With letters of support from such luminaries as Professor Don Brown of the Carnegie Institute, Pardue began to be approached by universities. "I got lots of interviews -- I surprised myself."
MIT offered her a position as an associate, rather than assistant, professor of biology, and she took the job. "There were already two women on the faculty in the department of biology, so I knew I wasn't going to be just a token," she says. (Nevertheless, her appointment was still somewhat of a novelty: Pardue notes that when she spoke at a symposium on women in science at Princeton shortly afterward, the highest-ranking female faculty member at the host university was an acting instructor.)

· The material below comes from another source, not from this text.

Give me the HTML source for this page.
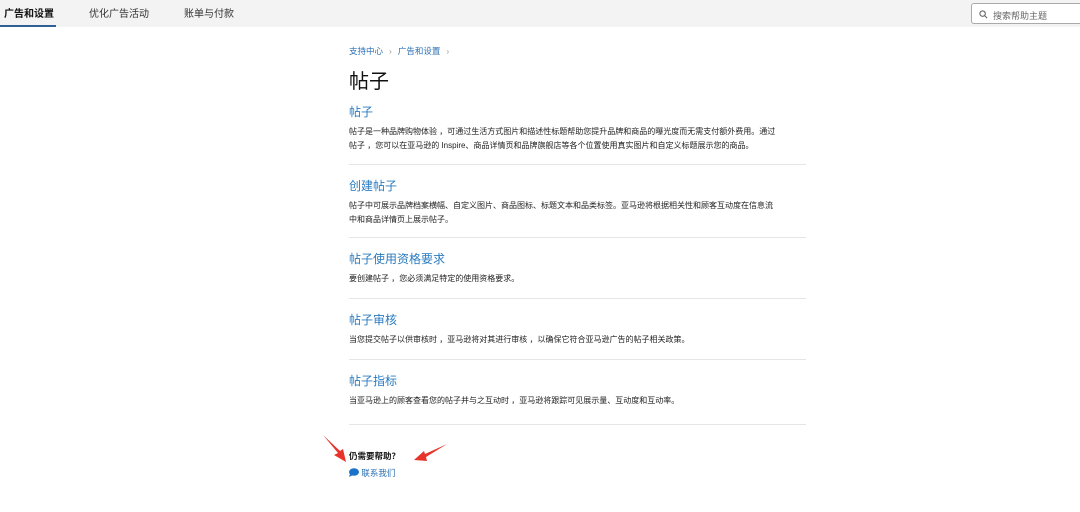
<!DOCTYPE html>
<html><head><meta charset="utf-8"><style>
*{margin:0;padding:0;box-sizing:border-box}
body{width:1080px;height:512px;background:#fff;font-family:"Liberation Sans","Noto Sans CJK SC",sans-serif;position:relative;overflow:hidden;color:#111}
.top{position:absolute;left:0;top:0;width:1080px;height:27px;background:#f3f3f3}
.tab{position:absolute;top:5px;font-size:10px;color:#333}
.ul{position:absolute;left:0;top:25px;width:56px;height:2px;background:#2e5f96}
.search{position:absolute;left:971px;top:3px;width:115px;height:21px;border:1px solid #aaa;border-radius:3px;background:#fff;font-size:9px;color:#666;padding:5px 0 0 21px}
.abs{position:absolute;left:349px}
.bc{top:45px;font-size:8.5px;color:#2a6fb3}
.bc span{color:#999;margin:0 6px}
h1{position:absolute;left:349px;top:65px;font-size:20px;font-weight:normal;color:#111}
.h{font-size:12px;color:#2a7bc0}
.p{font-size:8px;color:#222;line-height:14px;white-space:nowrap}
.hr{height:1px;width:457px;background:#e6e6e6}
</style></head><body>
<div class="top">
<div class="tab" style="left:4px;font-weight:bold;color:#111">广告和设置</div>
<div class="tab" style="left:89px">优化广告活动</div>
<div class="tab" style="left:184px">账单与付款</div>
<div class="ul"></div>
<div class="search"><svg style="position:absolute;left:7px;top:6px" width="9" height="9" viewBox="0 0 10 10"><circle cx="4" cy="4" r="3" fill="none" stroke="#666" stroke-width="1.2"/><path d="M6.3 6.3L9 9" stroke="#666" stroke-width="1.2"/></svg>搜索帮助主题</div>
</div>
<div class="abs bc">支持中心<span>›</span>广告和设置<span>›</span></div>
<h1>帖子</h1>
<div class="abs h" style="top:103px">帖子</div>
<div class="abs p" style="top:125px">帖子是一种品牌购物体验 ，可通过生活方式图片和描述性标题帮助您提升品牌和商品的曝光度而无需支付额外费用。通过<br>帖子 ，您可以在亚马逊的 Inspire、商品详情页和品牌旗舰店等各个位置使用真实图片和自定义标题展示您的商品。</div>
<div class="abs hr" style="top:164px"></div>
<div class="abs h" style="top:177px">创建帖子</div>
<div class="abs p" style="top:199px">帖子中可展示品牌档案横幅、自定义图片、商品图标、标题文本和品类标签。亚马逊将根据相关性和顾客互动度在信息流<br>中和商品详情页上展示帖子。</div>
<div class="abs hr" style="top:237px"></div>
<div class="abs h" style="top:250px">帖子使用资格要求</div>
<div class="abs p" style="top:272px">要创建帖子 ，您必须满足特定的使用资格要求。</div>
<div class="abs hr" style="top:298px"></div>
<div class="abs h" style="top:311px">帖子审核</div>
<div class="abs p" style="top:333px">当您提交帖子以供审核时 ，亚马逊将对其进行审核 ，以确保它符合亚马逊广告的帖子相关政策。</div>
<div class="abs hr" style="top:359px"></div>
<div class="abs h" style="top:372px">帖子指标</div>
<div class="abs p" style="top:394px">当亚马逊上的顾客查看您的帖子并与之互动时 ，亚马逊将跟踪可见展示量、互动度和互动率。</div>
<div class="abs hr" style="top:424px"></div>
<div class="abs" style="top:450px;font-size:8.5px;font-weight:bold">仍需要帮助？</div>
<div class="abs" style="top:467px;font-size:8.5px;color:#2a6fb3"><svg width="10" height="9" viewBox="0 0 10 9" style="vertical-align:-1px"><ellipse cx="5" cy="4" rx="5" ry="3.8" fill="#1a73c8"/><path d="M1 6L0 9L4 7Z" fill="#1a73c8"/></svg> 联系我们</div>
<svg style="position:absolute;left:0;top:0" width="1080" height="512">
<path d="M323 435L338 453L334 455L346 462L343 449L340 451Z" fill="#e8332a"/>
<path d="M447 444L425 454L424 451L414 460L427 461L426 457Z" fill="#e8332a"/>
</svg>
</body></html>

"MIT's been a great place for me," she says. Throughout her 35-year career there, she's continued to do more groundbreaking work. Studying how cells respond to stress, her laboratory was the first to identify the dramatic change in cellular RNA brought about by heat shock. In her long-term study of telomeres -- the ends of chromosomes -- she's discovered that the lowly fruit fly maintains the ends of its chromosomes by means of special transposable elements. Pardue speculates that these telomere elements may be evolutionary precursors of viruses.
Despite all of the advances for women in academia, the female professors in MIT's School of Science still noticed subtle and not-so-subtle differences in treatment. "In general, as we've gotten older, all of us have come to realize that women have to work a little harder," Pardue says.
"In the early 1990s, we decided it was time to do a serious study of what happens to women when they get to MIT." Headed up by Pardue's colleague Nancy Hopkins, the study found quantifiable evidence of bias. "The dean and the president responded," Pardue says. "The change that impressed me most was that the president increased the pensions of women faculty who had already retired."
Challenges remain, however. Pardue highlights a great cause for concern among academic scientists: "Women do very well in graduate school and in postdocs, but we don't see them in faculty positions." Pardue and her colleagues are attempting to identify solutions to this "black hole at the end of postdocs." Among them are putting more women on search committees and adopting more family-friendly policies for younger faculty.
The study of gender differences was the main topic of Pardue's visiting lecture to the College's Introduction to Women's Studies class. A study on sex differences in health that Pardue chaired for the National Academy of Sciences concluded that there are "multiple, ubiquitous differences in the basic cellular biochemistries" between males and females.
The issue is how to recognize that fact without providing ammunition for improper discrimination.
As one student asked at the end of Pardue's talk, "How do we deal with the fact that science has been used to justify racism and sexism?" Pardue acknowledged the difficulties: "We're going to be dealing with that question for the rest of my life, and probably for the rest of your lives as well."
Still Going Strong
Since Mary-Lou Pardue began her career, the changes in science -- and for women in science -- have been revolutionary. "When I walked out of Yale, I could not have believed that we would be sequencing genomes now." The revolution has come about not through a single breakthrough, but by the steady, assiduous work of scientists like Pardue.
Pardue's return to William and Mary inspired an upcoming generation of scientists who will build on her legacy. But she's not done yet. As Professor Liz Allison, whose students joined Pardue for lunch during her visit, notes, "My students were amazed that after 50 years, she's still going strong, still publishing these exciting papers. You can see her eyes light up when she talks about her research."
After all, there are more dragons to slay. Asked by a student if she wanted to study other insects, the ever-modest Pardue responded: "I'd like to get the courage."
She added, with a twinkle in her eye, "I'd love to work on mosquitoes."